From the listing below, extract every line containing "screenshot".

─── Records for the exercise ───

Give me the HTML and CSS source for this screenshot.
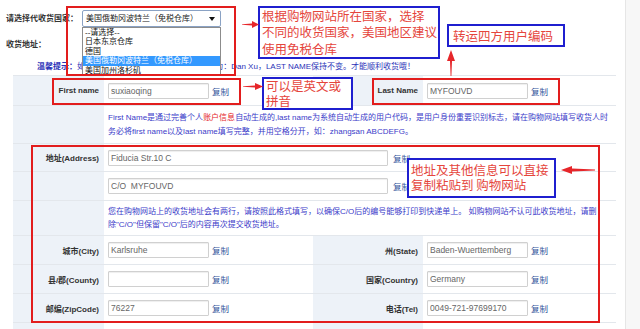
FILE: index.html
```html
<!DOCTYPE html>
<html lang="zh-CN">
<head>
<meta charset="utf-8">
<title>收货地址</title>
<link rel="stylesheet" href="styles.css">
</head>
<body>
<div class="page">
  <div class="main">
    <div class="country-row">
      <span class="strong-label">请选择代收货国家：</span>
      <div class="select">美国俄勒冈波特兰（免税仓库）<span class="caret"></span>
        <ul class="options">
          <li>--请选择--</li>
          <li>日本东京仓库</li>
          <li>德国</li>
          <li class="active">美国俄勒冈波特兰（免税仓库）</li>
          <li>美国加州洛杉矶</li>
        </ul>
      </div>
    </div>
    <div class="addr-title">收货地址：</div>
    <div class="tip"><b>温馨提示：</b>如果您需要修改收货人的姓名,请将其改为：Dan Xu，LAST NAME保持不变。才能顺利收货哦！</div>

    <table class="form">
      <colgroup><col class="c1"><col class="c2"><col class="c3"><col class="c4"></colgroup>
      <tr class="h30">
        <th>First name</th>
        <td><input class="inp" type="text" value="suxiaoqing" readonly><span class="copy">复制</span></td>
        <th>Last Name</th>
        <td><input class="inp" type="text" value="MYFOUVD" readonly><span class="copy">复制</span></td>
      </tr>
      <tr class="h38">
        <th></th>
        <td colspan="3" class="note">First Name是通过完善个人<span class="red">账户信息</span>自动生成的,last name为系统自动生成的用户代码，是用户身份重要识别标志，请在购物网站填写收货人时<br>务必将first name以及last name填写完整，并用空格分开，如：zhangsan ABCDEFG。</td>
      </tr>
      <tr class="h28">
        <th>地址(Address)</th>
        <td colspan="3"><input class="inp wide" type="text" value="Fiducia Str.10 C" readonly><span class="copy wide-copy">复制</span></td>
      </tr>
      <tr class="h29">
        <th></th>
        <td colspan="3"><input class="inp wide" type="text" value="C/O  MYFOUVD" readonly><span class="copy wide-copy">复制</span></td>
      </tr>
      <tr class="h35">
        <th></th>
        <td colspan="3" class="note note2">您在购物网站上的收货地址会有两行，请按照此格式填写，以确保C/O后的编号能够打印到快递单上。 如购物网站不认可此收货地址，请删<br>除"C/O"但保留"C/O"后的内容再次提交收货地址。</td>
      </tr>
      <tr class="h29">
        <th>城市(City)</th>
        <td><input class="inp" type="text" value="Karlsruhe" readonly><span class="copy">复制</span></td>
        <th>州(State)</th>
        <td><input class="inp" type="text" value="Baden-Wuerttemberg" readonly><span class="copy">复制</span></td>
      </tr>
      <tr class="h29">
        <th>县/郡(County)</th>
        <td><input class="inp" type="text" value="" readonly><span class="copy">复制</span></td>
        <th>国家(Country)</th>
        <td><input class="inp" type="text" value="Germany" readonly><span class="copy">复制</span></td>
      </tr>
      <tr class="h29">
        <th>邮编(ZipCode)</th>
        <td><input class="inp" type="text" value="76227" readonly><span class="copy">复制</span></td>
        <th>电话(Tel)</th>
        <td><input class="inp" type="text" value="0049-721-97699170" readonly><span class="copy">复制</span></td>
      </tr>
      <tr class="h29">
        <th></th><td></td><th></th><td></td>
      </tr>
    </table>
  </div>
  <div class="side"></div>

  <!-- annotations -->
  <div class="ann redbox rb-select"></div>
  <div class="ann redbox rb-first"></div>
  <div class="ann redbox rb-last"></div>
  <div class="ann redbox rb-addr"></div>

  <div class="ann bluebox bb-country">根据购物网站所在国家，选择<br>不同的收货国家，美国地区建议<br>使用免税仓库</div>
  <div class="ann bluebox bb-code">转运四方用户编码</div>
  <div class="ann bluebox bb-name">可以是英文或<br>拼音</div>
  <div class="ann bluebox bb-addr">地址及其他信息可以直接<br>复制粘贴到 购物网站</div>

  <svg class="ann arrow ar-1" viewBox="0 0 17 7"><polygon points="0,3.2 10,2.6 10,0 17,3.5 10,7 10,4.4 0,3.8"/></svg>
  <svg class="ann arrow ar-3" viewBox="0 0 20 7"><polygon points="0,3.2 12,2.6 12,0 20,3.5 12,7 12,4.4 0,3.8"/></svg>
  <svg class="ann arrow ar-4" viewBox="0 0 34 8"><polygon points="34,3.6 11,2.6 11,0 0,4 11,8 11,5.4 34,4.4"/></svg>
  <svg class="ann arrow ar-2" viewBox="0 0 8 26"><polygon points="4,0 8,11 5,11 4.4,26 3.6,26 3,11 0,11"/></svg>
</div>
</body>
</html>
```

FILE: styles.css
```css
html, body {
  margin: 0;
  padding: 0;
  background: #fff;
}

body {
  width: 640px;
  height: 329px;
  overflow: hidden;
  font-family: "Liberation Sans", "Noto Sans CJK SC", sans-serif;
  color: #333;
}

.page {
  position: relative;
  display: flex;
  width: 640px;
  height: 329px;
  overflow: hidden;
}

.main {
  width: 625px;
  border-right: 1px solid #e6e6e6;
}

.side {
  flex: 1;
  background: #f7f7f7;
}

/* country selector */
.country-row {
  display: flex;
  align-items: center;
  padding: 10px 0 0 6px;
  height: 17px;
}

.strong-label {
  width: 76px;
  font-size: 8px;
  font-weight: bold;
  line-height: 17px;
  color: #333;
}

.select {
  position: relative;
  box-sizing: border-box;
  width: 139px;
  height: 17px;
  border: 1px solid #8aa2c4;
  border-radius: 2px;
  background: #fff;
  font-size: 8px;
  line-height: 15px;
  padding-left: 3px;
  color: #222;
}

.caret {
  position: absolute;
  right: 5px;
  top: 6px;
  width: 0;
  height: 0;
  border-left: 3px solid transparent;
  border-right: 3px solid transparent;
  border-top: 4px solid #111;
}

.options {
  position: absolute;
  left: -1px;
  top: 16px;
  box-sizing: border-box;
  width: 139px;
  margin: 0;
  padding: 0;
  list-style: none;
  background: #fff;
  border: 1px solid #8c8c8c;
  z-index: 2;
}

.options li {
  height: 9.4px;
  line-height: 9.4px;
  font-size: 8px;
  padding-left: 2px;
  color: #111;
  white-space: nowrap;
}

.options li.active {
  background: #3399ff;
  color: #fff;
}

.addr-title {
  margin-top: 11px;
  padding-left: 6px;
  line-height: 14px;
  font-size: 8px;
  font-weight: bold;
  color: #333;
}

.tip {
  margin-top: 8px;
  padding-left: 37px;
  line-height: 14px;
  font-size: 8px;
  color: #2c33b8;
  white-space: nowrap;
}

.tip b {
  color: #2c33b8;
}

/* form table */
.form {
  margin: 1px 0 0 13px;
  width: 603px;
  border-collapse: collapse;
  table-layout: fixed;
}

.form col.c1 { width: 91px; }
.form col.c2 { width: 209px; }
.form col.c3 { width: 110px; }
.form col.c4 { width: 193px; }

.form th,
.form td {
  padding: 0;
  border-top: 1px solid #e3e7ec;
  border-bottom: 1px solid #e3e7ec;
  font-size: 8px;
  vertical-align: middle;
}

.form th {
  background: #edf2f8;
  text-align: right;
  padding-right: 5px;
  font-weight: bold;
  color: #333;
  white-space: nowrap;
}

.form td {
  padding-left: 4px;
  background: #fff;
  white-space: nowrap;
}

.h28 { height: 28px; }
.h29 { height: 29px; }
.h30 { height: 30px; }
.h35 { height: 35px; }
.h38 { height: 38px; }

.inp {
  box-sizing: border-box;
  width: 101px;
  height: 16px;
  margin: 0;
  padding: 0 2px;
  border: 1px solid #d0d0d0;
  border-radius: 1px;
  box-shadow: inset 0 1px 1px rgba(0, 0, 0, 0.07);
  font-family: "Liberation Sans", sans-serif;
  font-size: 8.5px;
  color: #666;
  background: #fff;
  vertical-align: middle;
  outline: none;
}

.inp.wide {
  width: 280px;
}

.copy {
  margin-left: 3px;
  font-size: 8.5px;
  color: #34559b;
  vertical-align: middle;
}

.copy.wide-copy {
  margin-left: 5px;
}

.form td.note {
  font-size: 8px;
  line-height: 14px;
  color: #3b3bc9;
}

.form td.note2 {
  line-height: 13px;
}

.red {
  color: #e5252a;
}

/* annotations */
.ann {
  position: absolute;
  box-sizing: border-box;
  z-index: 5;
}

.redbox {
  border: 2px solid #e21d1d;
}

.rb-select { left: 66px; top: 6px; width: 170px; height: 70px; }
.rb-first  { left: 52px; top: 78px; width: 189px; height: 27px; }
.rb-last   { left: 372px; top: 78px; width: 188px; height: 27px; }
.rb-addr   { left: 31px; top: 145px; width: 569px; height: 178px; }

.bluebox {
  border: 2px solid #1f1fcf;
  background: #fff;
  color: #e5453c;
  font-family: "Noto Sans CJK SC", sans-serif;
  font-size: 12.5px;
  white-space: nowrap;
}

.bb-country {
  left: 258px;
  top: 6px;
  width: 182px;
  height: 53px;
  padding-left: 2px;
  line-height: 16.4px;
}

.bb-code {
  left: 447px;
  top: 24px;
  width: 118px;
  height: 23px;
  padding-left: 4px;
  line-height: 19px;
}

.bb-name {
  left: 262px;
  top: 77px;
  width: 91px;
  height: 33px;
  padding-left: 2px;
  line-height: 14.5px;
}

.bb-addr {
  left: 407px;
  top: 158px;
  width: 149px;
  height: 40px;
  padding: 2px 0 0 2px;
  line-height: 15px;
}

.arrow {
  fill: #e6262a;
}

.ar-1 { left: 242px; top: 21px; width: 17px; height: 7px; }
.ar-3 { left: 243px; top: 83px; width: 20px; height: 7px; }
.ar-4 { left: 561px; top: 166px; width: 34px; height: 8px; }
.ar-2 { left: 447px; top: 50px; width: 8px; height: 26px; }
```
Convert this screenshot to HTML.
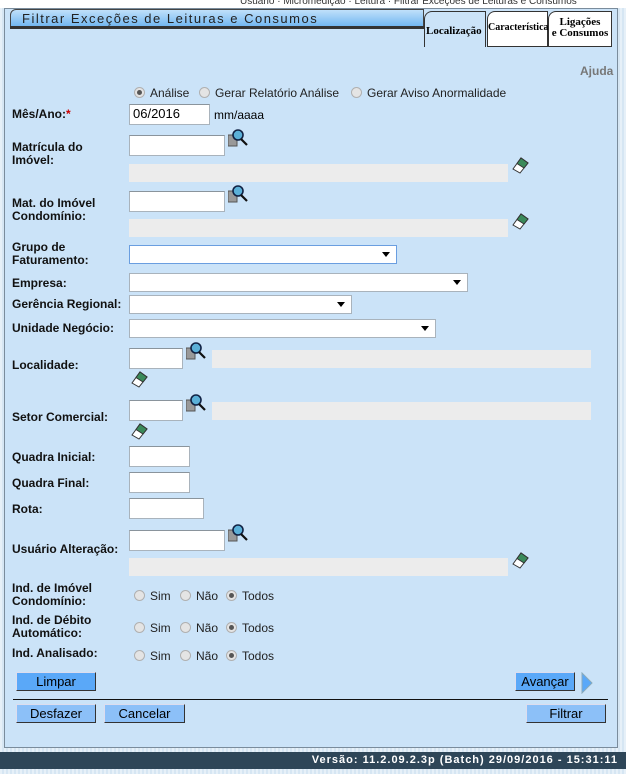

───

## Result of this exercise
Give me the HTML and CSS source for this screenshot.
Convert this screenshot to HTML.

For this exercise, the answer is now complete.